LSAY Conference Papers

Publication Date

8-2003

Comments

Paper presented to the forum of the South Australian Institute for Educational Research and Flinders University Institute for International Education, Adelaide.

Abstract

Youth in Transition (YIT), a program of longitudinal surveys conducted by the Australian Council for Educational Research (ACER), began in 1978. The program was designed to trace national samples of 6 000 young people who were born in 1961 and had participated as 14-year-olds in the Australian Studies in School Performance in 1975 (Keeves & Bourke, 1976). New samples were added in 1981, 1985 and 1989, based on cohorts of young people born in 1965, 1970 and 1975, respectively. Data were collected on each of the first three cohorts until the mid-1990s; data collection from the 1975 birth cohort ended in December 2002. A new cohort was added in 1995, and the program was renamed the Longitudinal Surveys of Australian Youth (LSAY); a second LSAY cohort was added in 1998. Each of these LSAY cohorts comprised more than 13 000 young people who were in Year 9 in those years. LSAY also incorporates data from cohorts of the Australian Longitudinal Survey (ALS) and the Australian Youth Survey (AYS), two Commonwealth survey programs that concentrated on the labour market and training experiences of young people in the late 1980s and early 1990s. A third LSAY cohort commences in 2003. Much of the interest in these longitudinal studies has been in understanding the transitions young people make from school: to work, to further study and into society as adults.
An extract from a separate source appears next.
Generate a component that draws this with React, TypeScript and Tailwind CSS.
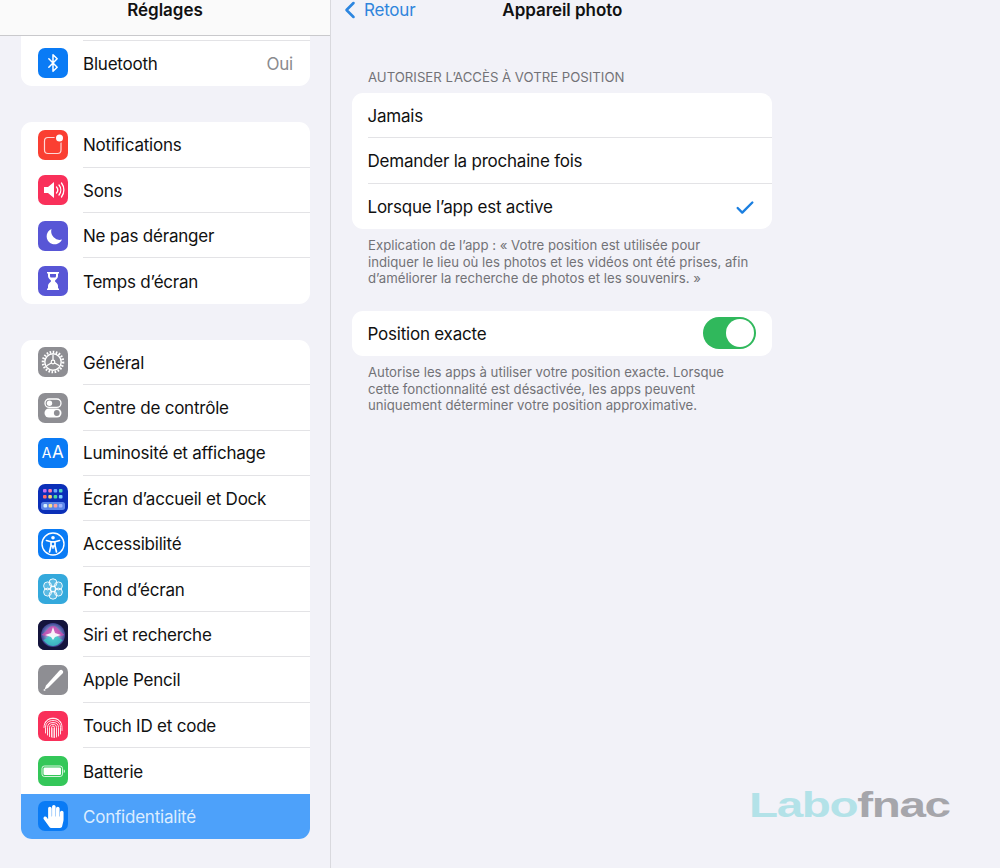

The young people were first contacted in school (although not for AYS), and have been interviewed annually until about age 27. Members of the last of the YIT cohorts—young people born in 1975—were contacted for the last time at the end of 2002, aged 27. Some of the earlier cohorts had been contacted somewhat sporadically until age 30 or 33. The current cohorts were modally 22 and 19 years old in 2002. LSAY provides valuable information on changes in senior secondary education from the early 1980s to the early 2000s.